Label | Description | Mandatory |
Dataset | Dataset used for the join. It can be selected from the portal's datasets or from Opendatasoft's network. | Yes |
Local keys | Local field for the records you wish to use to join with the other dataset. More than one key can be specified. | Yes |
Remote keys | Remote field used to identify the matching records in the remote dataset. More than one key can be specified. | Yes |
Retrieve all fields on publish | Check this box to retrieve all the fields from the remote dataset | No |
Output fields | List of fields to retrieve from the remote dataset | Yes |
Output fields prefix | You can add a prefix to be added to the output fields. This allows you to make several joins with the same distant dataset and retrieve the same distant fields. See below for an example. | No |
Case sensitive | Set to retrieve the field name without accents and in lower case format. Selected by defaut. | No |
Multivalued and Separator | In some cases, the remote dataset may contain more than one row that matches the local key. In that case, you can decide to have them be listed in a single line, separated by the symbol you decide. By default, this is "/". | No |
Reprocess all records on schedule | Triggers a full re-processing of all records upon publication if the remote dataset has changed (if not selected, the incremental mode is used by default).
| No |
Example of a simple join
Dataset A: list of taxi stations in Paris (dataset name: paris_taxis_stations).
station_id | station_name | station_address |
1 | Tour Eiffel | 69 quai Branly, 75007 Paris |
2 | Rennes - Montparnasse | 1 place du dix huit Juin 1940, 75006 Paris |
Dataset B: number of taxis waiting per station in Paris.
station_id | number |
1 | 10 |
2 | 15 |
Dataset A after being enriched with a field from dataset B, using the Join dataset processor:
station_id | number | station_name | station_address |
1 | 10 | Tour Eiffel | 69 quai Branly, 75007 Paris |
2 | 15 | Rennes - Montparnasse | 1 place du dix huit Juin 1940, 75006 Paris |
Example of a join with "Multivalued" parameter set
Dataset A contains two rows for the first station:
station_id | station_name | station_address |
1 | Tour Eiffel | 69 quai Branly, 75007 Paris |
1 | Quai Branly | 69 quai Branly, 75007 Paris |
2 | Rennes - Montparnasse | 1 place du dix huit Juin 1940, 75006 Paris |
If "Multivalued" is set (with "|
" set as separator), the join will result in:
station_id | number | station_name | station_address |
1 | 10 | Tour Eiffel|Quai Branly | 69 quai Branly, 75007 Paris|69 quai Branly, 75007 Paris |
2 | 15 | Rennes - Montparnasse | 1 place du dix huit Juin 1940, 75006 Paris |
However, if "Multivalued" is not set, the join will result in:
station_id | number | station_name | station_address |
1 | 10 | Tour Eiffel | 69 quai Branly, 75007 Paris |
1 | 10 | Quai Branly | 69 quai Branly, 75007 Paris |
2 | 15 | Rennes - Montparnasse | 1 place du dix huit Juin 1940, 75006 Paris |
An example of using the Output fields prefix option
You may wish to make several joins in a single dataset based on the same field. In the example below, we have a dataset listing the terminus stations (start and end) for each Paris Metro line.

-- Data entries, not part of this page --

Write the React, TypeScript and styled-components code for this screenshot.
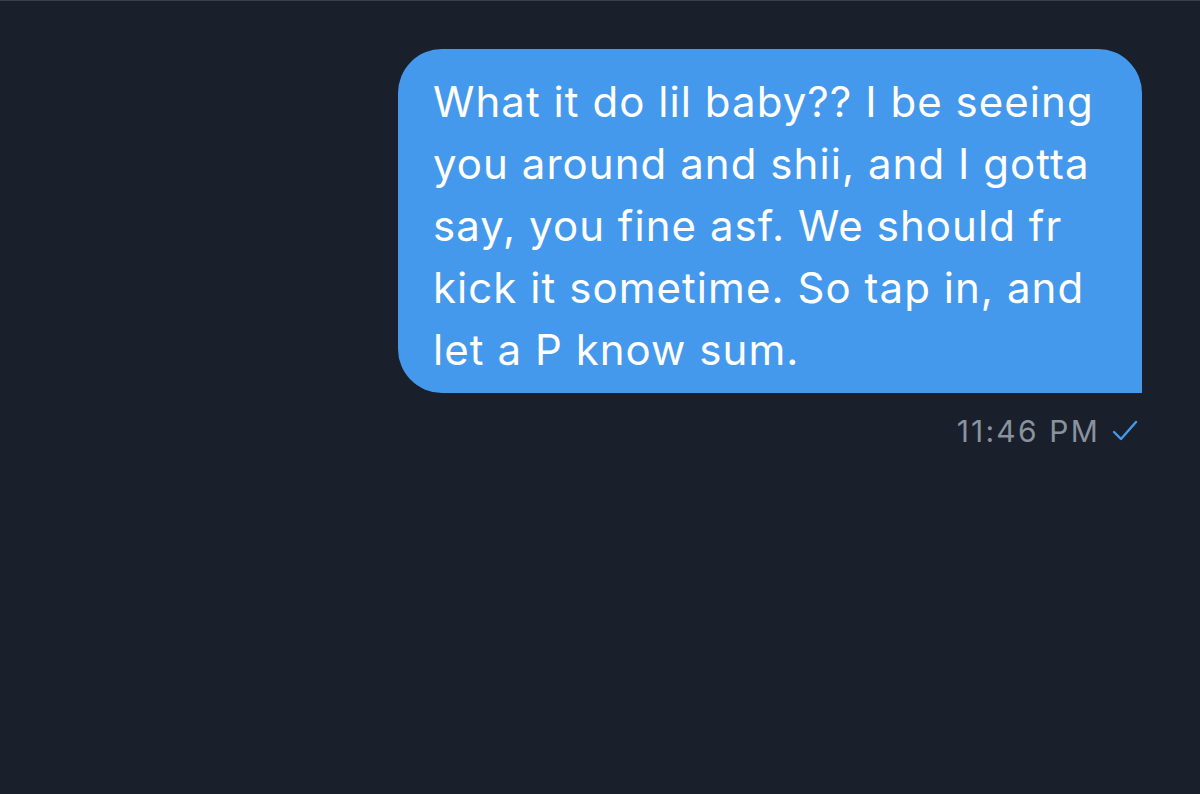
import React from "react";
import styled, { createGlobalStyle } from "styled-components";

const Global = createGlobalStyle`
  html, body { margin: 0; padding: 0; background: #1a202b; }
  body { font-family: Inter, "Noto Sans", sans-serif; }
`;

const Screen = styled.div`
  width: 1200px;
  height: 794px;
  background: #1a202b;
  border-top: 1px solid #3a404a;
  box-sizing: border-box;
  display: flex;
  flex-direction: column;
  align-items: flex-end;
  padding: 48px 58px 0 0;
  overflow: hidden;
`;

const Bubble = styled.div`
  width: 744px;
  box-sizing: border-box;
  background: #4599ec;
  color: #ffffff;
  border-radius: 44px 44px 0 44px;
  padding: 22px 30px 12px 35px;
  font-size: 42px;
  line-height: 62px;
  letter-spacing: 1.05px;
`;

const Line = styled.div`
  white-space: nowrap;
`;

const Meta = styled.div`
  display: flex;
  align-items: center;
  gap: 12px;
  margin-top: 18px;
  margin-right: 4px;
  color: #8a929e;
  font-size: 30px;
  line-height: 40px;
  letter-spacing: 2.2px;
`;

const Check = styled.svg`
  width: 26px;
  height: 22px;
`;

const lines = [
  "What it do lil baby?? I be seeing",
  "you around and shii, and I gotta",
  "say, you fine asf. We should fr",
  "kick it sometime. So tap in, and",
  "let a P know sum.",
];

export default function App() {
  return (
    <>
      <Global />
      <Screen>
        <Bubble>
          {lines.map((l) => (
            <Line key={l}>{l}</Line>
          ))}
        </Bubble>
        <Meta>
          <span>11:46 PM</span>
          <Check viewBox="0 0 26 22">
            <path d="M2 12 L9 19 L24 2" fill="none" stroke="#4599ec" strokeWidth="2.4" strokeLinecap="round" strokeLinejoin="round" />
          </Check>
        </Meta>
      </Screen>
    </>
  );
}
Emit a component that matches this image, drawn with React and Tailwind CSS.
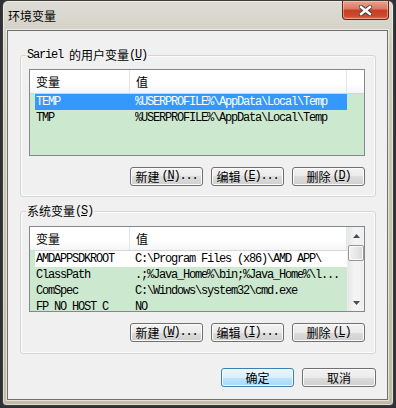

line_id | station_name_start | station_name_end |
4 | Bagneux | Porte de Clignancourt |
Let's imagine that for each Metro line, I wish to enrich my dataset with each terminus station's address. I have access to a second dataset with the addresses for each station in the entire network.
station_id | station_name | station_address |
3 | Bagneux | 1 rue du Verdun, 92220 Bagneux |
5 | Porte de Clignancourt | 83 Bd Ornano, 75018 Paris |
To retrieve the address of the start station, we create a join with the second dataset using "station_name" and "station_name_start" as the join keys, with "station_address" as the output field.
But when I create a second join to retrieve the address of the end station, I will get the same output field "station_address"—and this will overwrite the previous one. Instead, I can use the "Output fields prefix" option to distinguish the two consecutive output fields.
In the first join I add the prefix "START_", and in the second I add "END_". In this way, I can perform two otherwise identical joins, and distinguish them in my final dataset.
line_id | station_name_start | station_name_end | START_station_address | END_station_address |
4 | Bagneux | Porte de Clignancourt | 69 quai Branly, 75007 Paris | 1 place du dix huit Juin 1940, 75006 Paris |
Can I join fields with different types?
Yes. Ideally, you should match field types to avoid any unexpected behavior. However, integers, decimals, and text fields containing numerical values can be joined together.
Note that in the past, text fields did not take into account zeros at the beginning of a value, so that the text value "01262" would match with the integer value "1262". This is no longer the case.
When a text field value begins with a zero, the zero is taken into account in a join with a numerical value.